Framing the conflict this way, seeing the psychological similarities of retreating into rigid mindsets and identities, is not to equate the injustice on each side, for one is far stronger, militarily and politically, than the other, and the resulting deaths and destruction are consequently far from equal. What it does give us is an understanding of the dynamics of protest and violence, and the uncomfortable insight that there is a shrinking space for empathy and dialogue.

Conflict resolution in such a situation seems meaningless: Neither side wants nor can even conceive of a relationship with the other, so what is the possible basis for negotiation, let alone peaceful coexistence? As many analysts and researchers have been warning for years, violence is the natural response to the occupation on the ground, which is enforced through violence. The scale of the current conflict in Israel and Palestine warrants that overused word, “unprecedented,” but the underlying structures that shape the violence have remained the same for decades.
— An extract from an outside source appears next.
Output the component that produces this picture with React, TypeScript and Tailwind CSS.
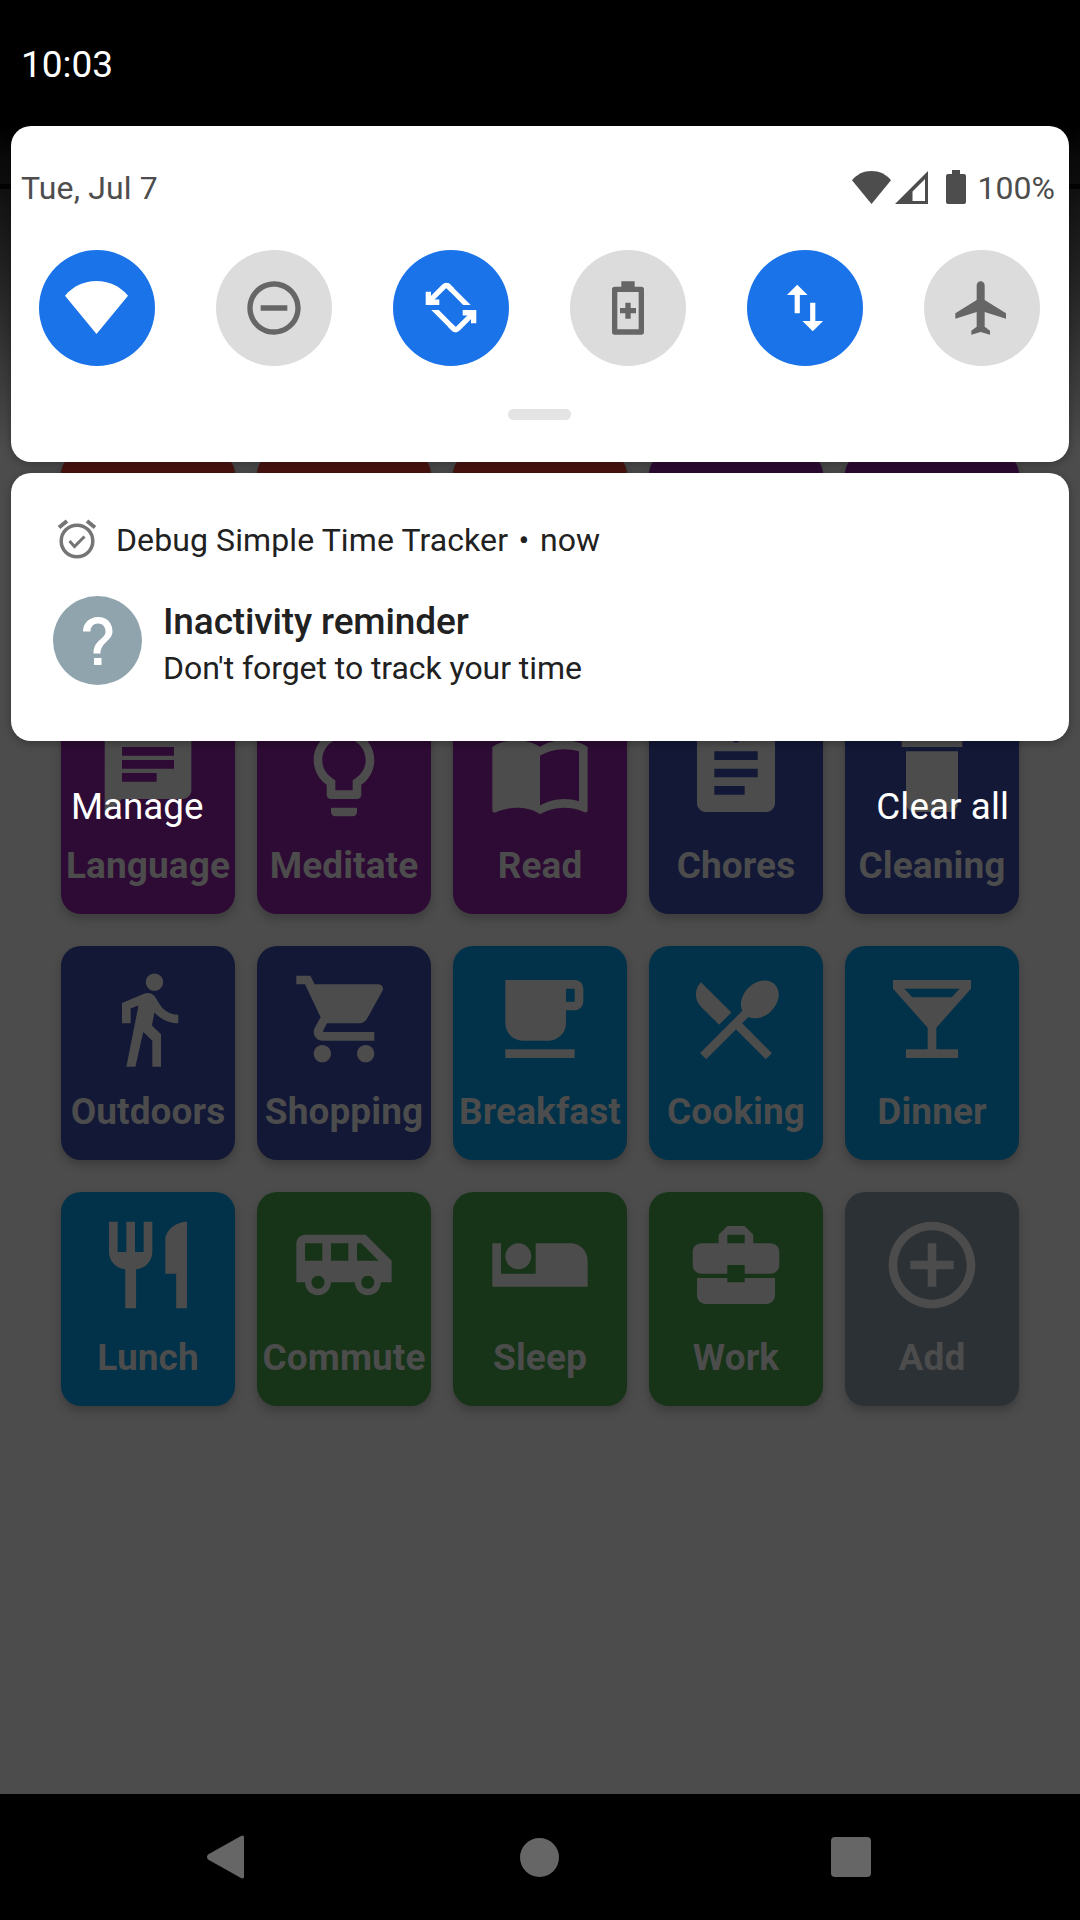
import React from "react";
import type { IconType } from "react-icons";
import {
  MdAddCircleOutline, MdAirlineSeatIndividualSuite, MdAirportShuttle, MdAssignment, MdBusinessCenter,
  MdChat, MdDelete, MdDirectionsWalk, MdFlight, MdFreeBreakfast, MdImportContacts, MdLightbulbOutline,
  MdLocalBar, MdRemoveCircleOutline, MdRestaurant, MdRestaurantMenu, MdShoppingCart, MdSwapVert,
} from "react-icons/md";

type Tile = { label: string; color: string; Icon?: IconType };

const red = "bg-[#491410]";
const purple = "bg-[#2e0b34]";
const indigo = "bg-[#131836]";
const blue = "bg-[#013249]";
const green = "bg-[#173418]";

const tiles: Tile[] = [
  { label: "", color: red }, { label: "", color: red }, { label: "", color: red },
  { label: "", color: purple }, { label: "", color: purple },
  { label: "Language", color: purple, Icon: MdChat },
  { label: "Meditate", color: purple, Icon: MdLightbulbOutline },
  { label: "Read", color: purple, Icon: MdImportContacts },
  { label: "Chores", color: indigo, Icon: MdAssignment },
  { label: "Cleaning", color: indigo, Icon: MdDelete },
  { label: "Outdoors", color: indigo, Icon: MdDirectionsWalk },
  { label: "Shopping", color: indigo, Icon: MdShoppingCart },
  { label: "Breakfast", color: blue, Icon: MdFreeBreakfast },
  { label: "Cooking", color: blue, Icon: MdRestaurantMenu },
  { label: "Dinner", color: blue, Icon: MdLocalBar },
  { label: "Lunch", color: blue, Icon: MdRestaurant },
  { label: "Commute", color: green, Icon: MdAirportShuttle },
  { label: "Sleep", color: green, Icon: MdAirlineSeatIndividualSuite },
  { label: "Work", color: green, Icon: MdBusinessCenter },
  { label: "Add", color: "bg-[#2c3135]", Icon: MdAddCircleOutline },
];

function ActivityTile({ label, color, Icon }: Tile) {
  return (
    <div className={`flex h-[214px] flex-col items-center rounded-[20px] pt-[20.500px] shadow-[0_5px_10px_rgba(0,0,0,0.22)] ${color}`}>
      <div className="h-[105px]">{Icon && <Icon size={104} />}</div>
      <span className="mt-[18.500px] whitespace-nowrap text-[37px] leading-[43px] font-bold tracking-[0.1px]">{label}</span>
    </div>
  );
}

function WifiFull({ className }: { className: string }) {
  return (
    <svg viewBox="0 0 63 53" preserveAspectRatio="none" className={className} fill="currentColor">
      <path d="M0 14.7C8 5.200 19 0 31.500 0S55 5.200 63 14.700L31.500 53z" />
    </svg>
  );
}

function RotateIcon() {
  return (
    <svg viewBox="0 0 64 64" className="size-16" fill="currentColor">
      <path d="M9.500 26L24.900 10.600Q27.300 8.200 29.700 10.600L33 13.900" fill="none" stroke="currentColor" strokeWidth="5.300" />
      <path d="M29.700 6.900L51.700 29H44.200L25.900 10.600z" />
      <path d="M6.700 15.700H12V23.500H20.300V29H6.700z" />
      <path d="M54.500 37L39.100 52.400Q36.700 54.800 34.300 52.400L31 49.100" fill="none" stroke="currentColor" strokeWidth="5.300" />
      <path d="M34.300 56.100L12.300 34H19.800L38.100 52.400z" />
      <path d="M57.300 47.300H52V39.500H43.700V34H57.300z" />
    </svg>
  );
}

function BatterySaverIcon() {
  return (
    <svg viewBox="0 0 24 24" className="size-16" fill="currentColor" fillRule="evenodd">
      <path d="M17 4h-2.500V2h-5v2H7a1 1 0 0 0-1 1v16a1 1 0 0 0 1 1h10a1 1 0 0 0 1-1V5a1 1 0 0 0-1-1zm-1 16H8V6h8zM11 10h2v2h2v2h-2v2h-2v-2H9v-2h2z" />
    </svg>
  );
}

function Toggle({ on = false, children }: { on?: boolean; children: React.ReactNode }) {
  return (
    <div className={`flex size-[116px] items-center justify-center rounded-full pb-px ${on ? "bg-[#1a73e8] text-white" : "bg-[#dcdcdc] text-[#666666]"}`}>
      {children}
    </div>
  );
}

export default function App() {
  return (
    <div className="relative h-[1920px] w-[1080px] overflow-hidden bg-[#4c4c4c] font-['Roboto',sans-serif]">
      <main className="grid grid-cols-5 gap-x-[22px] gap-y-[32px] px-[61px] pt-[454px] text-[#4c4c4c]">
        {tiles.map((t, i) => <ActivityTile key={i} {...t} />)}
      </main>

      <div className="absolute inset-0 flex flex-col">
        <div className="absolute inset-x-0 top-0 h-[470px] bg-[linear-gradient(to_bottom,#000_0,#000_126px,rgba(0,0,0,0.86)_160px,rgba(0,0,0,0.82)_184px,#030303_184px,#030303_189px,rgba(0,0,0,0.78)_189px,rgba(0,0,0,0.5)_290px,transparent_450px)]" />
        <header className="relative flex h-[126px] items-center px-[21px] pt-[4px] text-[37px] text-white">10:03</header>

        <section className="relative mx-[11px] h-[336px] rounded-[20px] bg-white shadow-[0_2px_10px_rgba(0,0,0,0.3)]">
          <div className="flex items-center justify-between pt-[40px] pr-[14px] pl-[10px] text-[#4d4d4d]">
            <span className="text-[32px] leading-[44px] tracking-[0.15px]">Tue, Jul 7</span>
            <div className="flex items-center">
              <WifiFull className="-mt-[2px] h-[33px] w-[39px]" />
              <svg viewBox="0 0 33 33" className="-mt-px ml-1 size-[33px]" fill="currentColor" fillRule="evenodd">
                <path d="M33 0V33H0zM30 8L17.500 20.500V30H30z" />
              </svg>
              <svg viewBox="0 0 20 34" className="-mt-[2px] ml-[18px] h-[34px] w-5" fill="currentColor">
                <path d="M6 0h8v4h4q2 0 2 2v26q0 2-2 2H2q-2 0-2-2V6q0-2 2-2h4z" />
              </svg>
              <span className="ml-[12px] text-[32px] leading-[44px]">100%</span>
            </div>
          </div>
          <div className="mt-[40px] flex justify-between pr-[29px] pl-[28px]">
            <Toggle on><WifiFull className="-ml-[1px] h-[53px] w-[63px]" /></Toggle>
            <Toggle><MdRemoveCircleOutline size={64} /></Toggle>
            <Toggle on><RotateIcon /></Toggle>
            <Toggle><BatterySaverIcon /></Toggle>
            <Toggle on><MdSwapVert size={62} /></Toggle>
            <Toggle><MdFlight size={64} /></Toggle>
          </div>
          <div className="ml-[497px] mt-[43px] h-[11px] w-[63px] rounded-[5px] bg-[#e4e4e4]" />
        </section>

        <section className="relative mx-[11px] mt-[11px] h-[268px] rounded-[20px] bg-white px-[42px] pt-[45px] text-[#212121] shadow-[0_2px_10px_rgba(0,0,0,0.3)]">
          <div className="flex items-center">
            <svg viewBox="0 0 40 40" className="-mt-[2px] ml-[3.500px] size-[40px] text-[#757575]" fill="none" stroke="currentColor" strokeWidth="3.500">
              <circle cx="20" cy="22" r="15.800" />
              <path d="M2 8.500L10 2M30 2l8 6.500" strokeWidth="4" />
              <path d="M12.500 22l5 5.500 10-10" strokeWidth="3" />
            </svg>
            <div className="ml-[19.500px] flex text-[32px] leading-[44px] tracking-[0.1px]">
              <span>Debug Simple Time Tracker</span>
              <span className="mx-[10.500px]">•</span>
              <span>now</span>
            </div>
          </div>
          <div className="mt-[31px] flex">
            <div className="mt-[3px] flex size-[89px] items-center justify-center rounded-full bg-[#90a4ae] text-white">
              <svg viewBox="0 0 30 48" className="h-[48px] w-[30px]" fill="currentColor">
                <path d="M0 14.500C0 6.500 6 0 15 0s14.500 6 14.500 14.500c0 9-12 11-12 22h-7c0-14 12-14 12-22 0-4.500-3-8-7.500-8s-7.500 3.500-7.500 8zM11 41h7.500v7H11z" />
              </svg>
            </div>
            <div className="ml-[21px] flex flex-col pt-[4px]">
              <span className="text-[37px] leading-[50px] font-medium tracking-[-0.13px]">Inactivity reminder</span>
              <span className="-mt-[1px] text-[32px] leading-[44px] tracking-[-0.06px]">Don't forget to track your time</span>
            </div>
          </div>
        </section>

        <div className="relative flex justify-between px-[71px] pt-[44px] text-[36.75px] leading-[44px] text-white">
          <span>Manage</span>
          <span className="tracking-[0.1px]">Clear all</span>
        </div>

        <nav className="relative mt-auto flex h-[126px] items-center justify-between bg-black pr-[209px] pl-[207px] text-[#666666]">
          <svg viewBox="0 0 37 44" className="h-[44px] w-[37px]" fill="currentColor">
            <path d="M1 19.500L34 1Q37 -0.500 37 2.500V41.500Q37 44.500 34 43L1 24.500Q-1 22 1 19.500z" />
          </svg>
          <span className="ml-[4px] size-[39px] rounded-full bg-[#666666]" />
          <span className="size-[40px] rounded-[4px] bg-[#666666]" />
        </nav>
      </div>
    </div>
  );
}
One set of questions our research asked was about perceived victimhood, and all around the world people have told me a version of “No one has suffered as we have suffered.” Victimhood limits our ability to see others also as victims, to everyone’s detriment, for violence is then justifiable, and this is what fuels ongoing wars. It is unclear who can address the intergenerational wounds of the past, but without that work, nothing can improve.